Это ужасное событие меня потрясло, и память моя неизбежно возвращается к тем временам с чувством глубокой грусти. Кто действительно горевал по Хитклифу, так это бедняга Гэртон, натерпевшийся больше всех. Он просидел с трупом всю ночь, горько рыдая: держал его за руку, целовал насмешливое, свирепое лицо, на которое все остальные избегали смотреть, и оплакивал свою утрату с тем сильным отчаянием, что идет от щедрого сердца, пусть даже оно твердое, как закаленная сталь.
Мистер Кеннет так и не смог определить, от какой болезни умер хозяин. Я скрыла, что тот ничего не ел четыре дня, боясь неприятностей, к тому же я убеждена, что мистер Хитклиф воздерживался от еды не по своей воле: это было следствие, а не причина его странного недуга.
Мы его похоронили, к негодованию всей округи, как он того и желал. Опустив гроб в яму, шестеро носильщиков ушли, и мы с Гэртоном остались смотреть, как его засыпают землей. Плачущий юноша нарезал дерна и сам закрыл им свежий холмик: сейчас могила выглядит такой же ровной и зеленой, как и две соседние, и я надеюсь, что ее обитатель спит так же крепко. Но деревенские жители, если вы их расспросите, готовы поклясться на Библии, что ему спокойно не лежится: некоторые видели его возле церкви, и на пустоши, и даже в этом доме. Досужие выдумки, скажете вы, и я соглашусь. Однако старик у кухонного очага утверждает, что после смерти Хитклифа в дождливые ночи видит их обоих в окне его спальни… Со мной тоже случилось кое-что странное примерно с месяц назад. Я шла в усадьбу вечером – очень темным вечером, под раскатами грома, – и прямо возле поворота на перевал встретила маленького мальчика с овцой и двумя ягнятами; он горько плакал, и я решила, что ягнята не слушаются и не желают идти домой.
– В чем дело, малыш? – спросила я.
– Там Хитклиф с женщиной, под скалой, – всхлипнул он, – и я боюсь идти мимо них.
Я ничего не увидела, но ни овцы, ни ребенок туда не шли, и я посоветовала ему спуститься на нижнюю тропинку. Вероятно, он навлек на себя их фантомы, потому что бродил по пустошам в одиночестве, наслушавшись россказней своих родителей и друзей. И все же теперь мне стало неуютно ходить в темноте, и я не люблю оставаться одна в этом мрачном доме: ничего не могу с собой поделать! Я буду только рада, когда они съедут и поселятся в усадьбе.
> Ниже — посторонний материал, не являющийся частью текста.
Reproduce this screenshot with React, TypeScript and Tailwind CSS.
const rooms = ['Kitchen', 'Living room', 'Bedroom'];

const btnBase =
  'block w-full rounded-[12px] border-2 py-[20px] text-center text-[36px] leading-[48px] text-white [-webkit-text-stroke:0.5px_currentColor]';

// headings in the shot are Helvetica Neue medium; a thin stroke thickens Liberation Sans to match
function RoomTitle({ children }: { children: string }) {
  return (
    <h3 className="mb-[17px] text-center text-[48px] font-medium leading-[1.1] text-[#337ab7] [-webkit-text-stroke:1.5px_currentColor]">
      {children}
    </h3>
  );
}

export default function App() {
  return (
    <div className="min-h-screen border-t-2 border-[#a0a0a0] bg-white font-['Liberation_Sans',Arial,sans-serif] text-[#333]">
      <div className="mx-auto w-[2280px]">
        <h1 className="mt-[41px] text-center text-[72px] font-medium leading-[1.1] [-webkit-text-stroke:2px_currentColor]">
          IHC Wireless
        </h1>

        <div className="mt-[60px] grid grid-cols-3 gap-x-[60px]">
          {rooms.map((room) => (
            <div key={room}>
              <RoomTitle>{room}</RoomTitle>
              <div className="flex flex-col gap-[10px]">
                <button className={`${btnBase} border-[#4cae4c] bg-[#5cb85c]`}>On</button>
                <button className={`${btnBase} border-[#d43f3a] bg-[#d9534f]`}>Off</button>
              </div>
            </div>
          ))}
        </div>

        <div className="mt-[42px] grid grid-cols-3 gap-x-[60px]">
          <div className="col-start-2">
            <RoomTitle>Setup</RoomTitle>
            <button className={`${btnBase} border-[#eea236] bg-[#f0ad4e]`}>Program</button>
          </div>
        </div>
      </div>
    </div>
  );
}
– Значит, они переезжают? – спросил я.
– Да, – кивнула миссис Дин, – как только поженятся, а это случится на Новый год.
– Кто же поселится здесь?
– За домом присмотрит Джозеф, может, паренька какого возьмет для компании. Жить они будут на кухне, остальное замкнут.
– Чтобы призракам никто не мешал, если они вздумают тут поселиться? – заметил я.
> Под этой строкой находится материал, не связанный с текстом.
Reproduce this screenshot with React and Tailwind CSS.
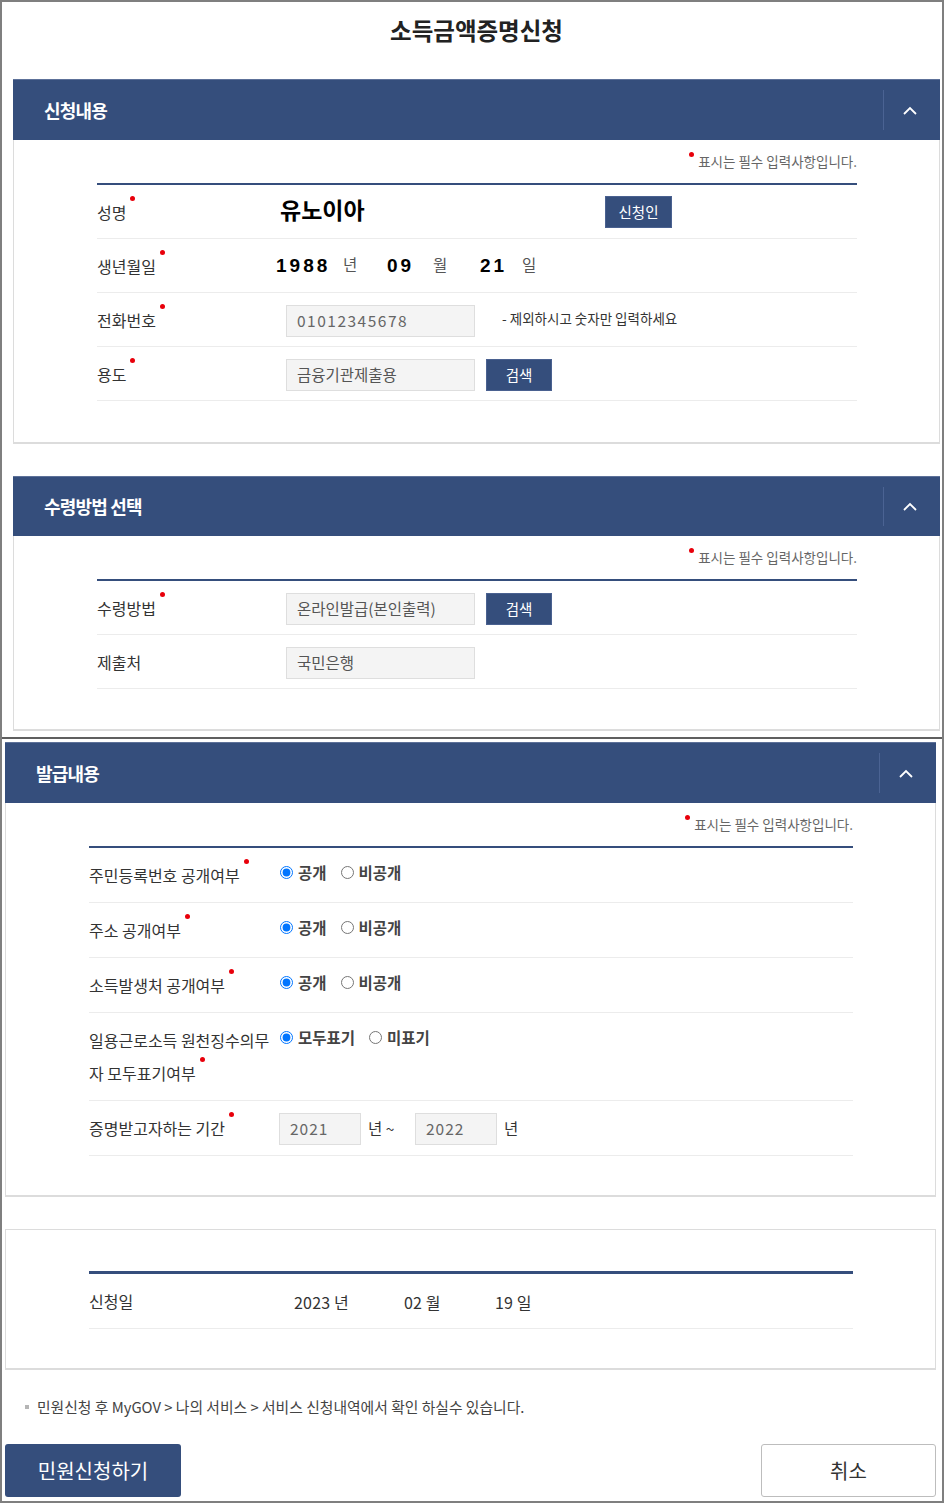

– Нет, мистер Локвуд, – покачала головой Нелли. – Я верю, что мертвые обрели покой, и все же не стоит отзываться о них столь легкомысленно.
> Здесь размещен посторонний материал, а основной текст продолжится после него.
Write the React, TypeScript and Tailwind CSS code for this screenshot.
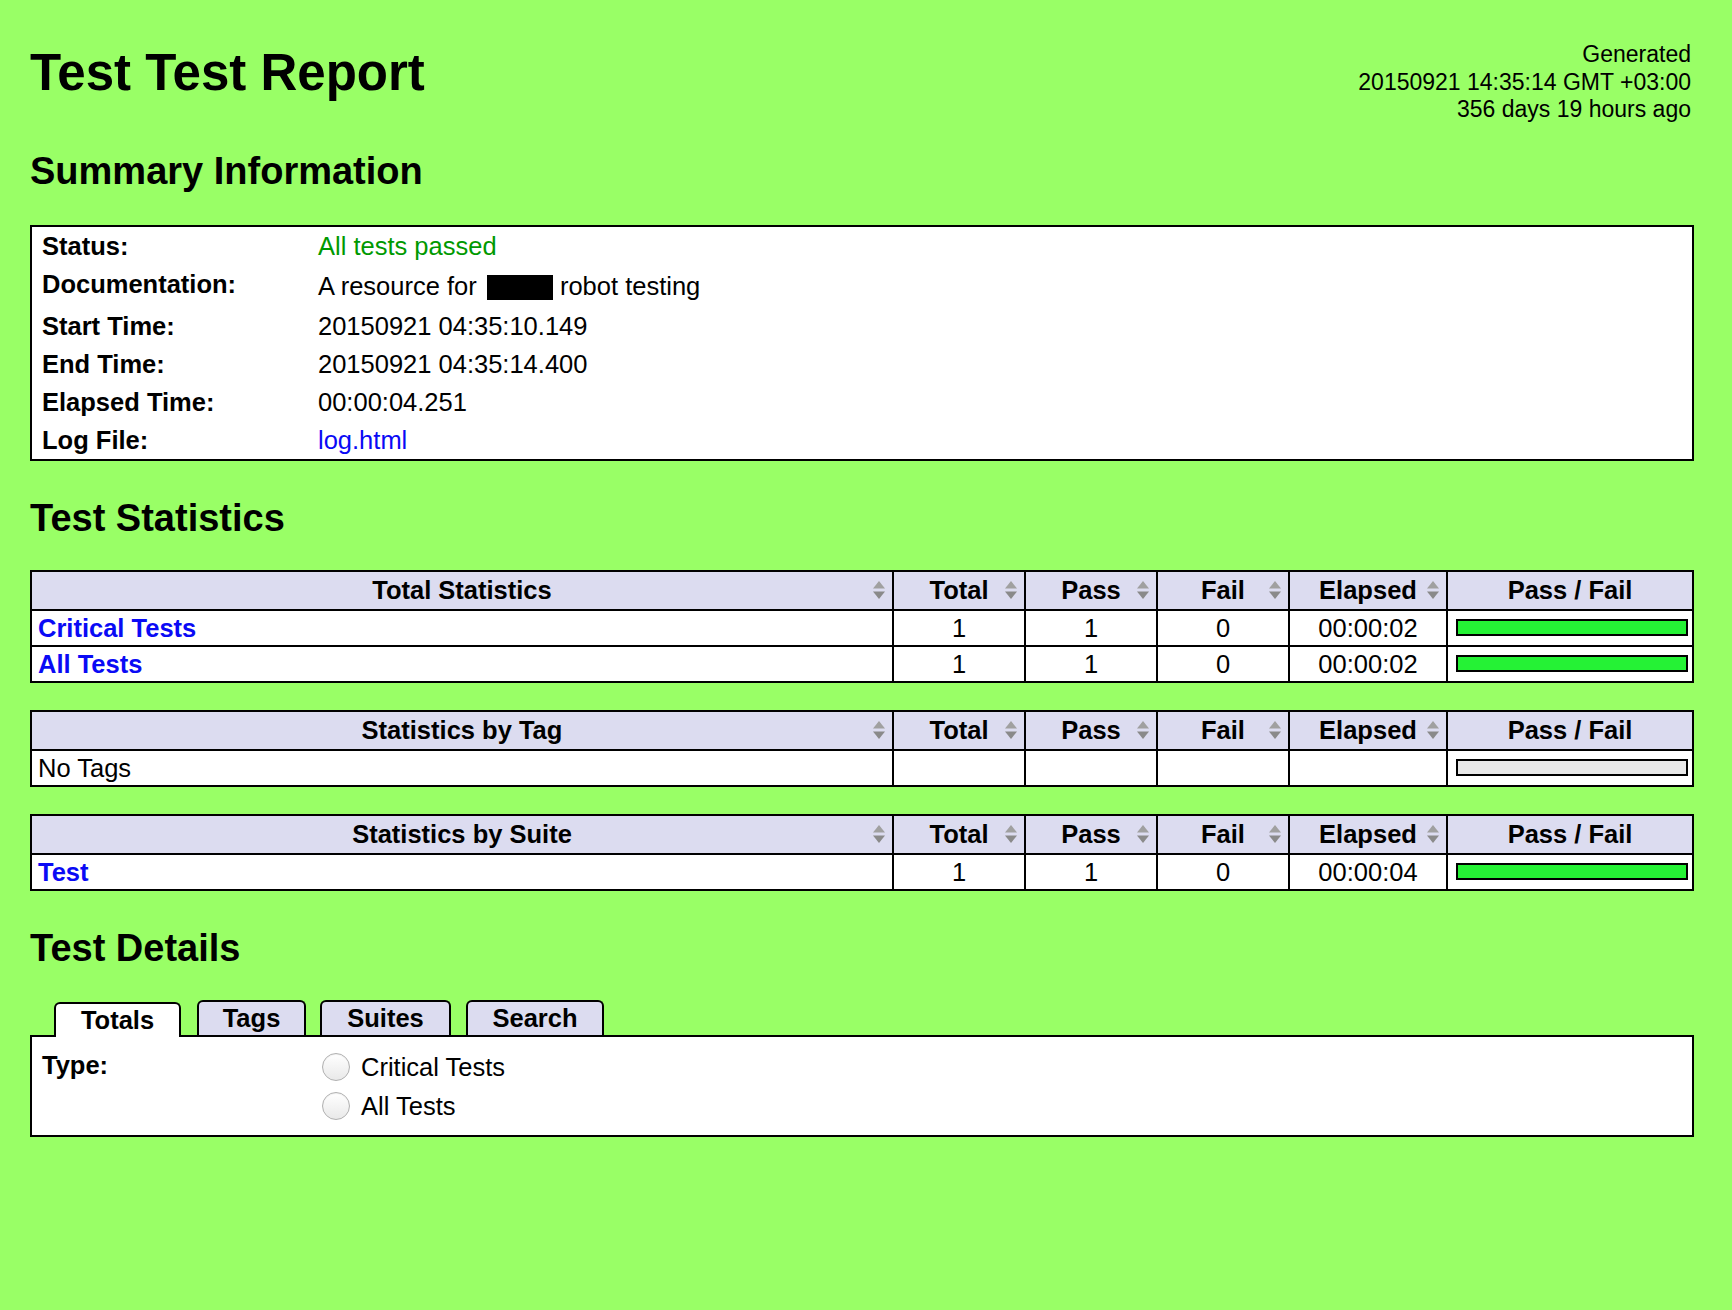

Садовая калитка распахнулась – то пришли назад любители прогулок по вересковым пустошам.
– Им-то нечего бояться, – проворчал я, глядя в окно. – Вдвоем они одолеют даже Сатану со всеми его легионами!
Подойдя к каменным плитам у крыльца, влюбленные остановились, чтобы полюбоваться луной – точнее, друг другом в ее свете – и мне вновь отчаянно захотелось удрать. Сунув напоминание о себе в руку миссис Дин и не обращая внимания на упреки в неучтивости, я скрылся через кухню как раз в тот момент, когда они вошли в дом, и тем самым едва не убедил Джозефа в его правоте насчет веселого досуга экономки, если бы не приятное звяканье соверена на полу, благодаря которому он тут же признал во мне добропорядочного джентльмена.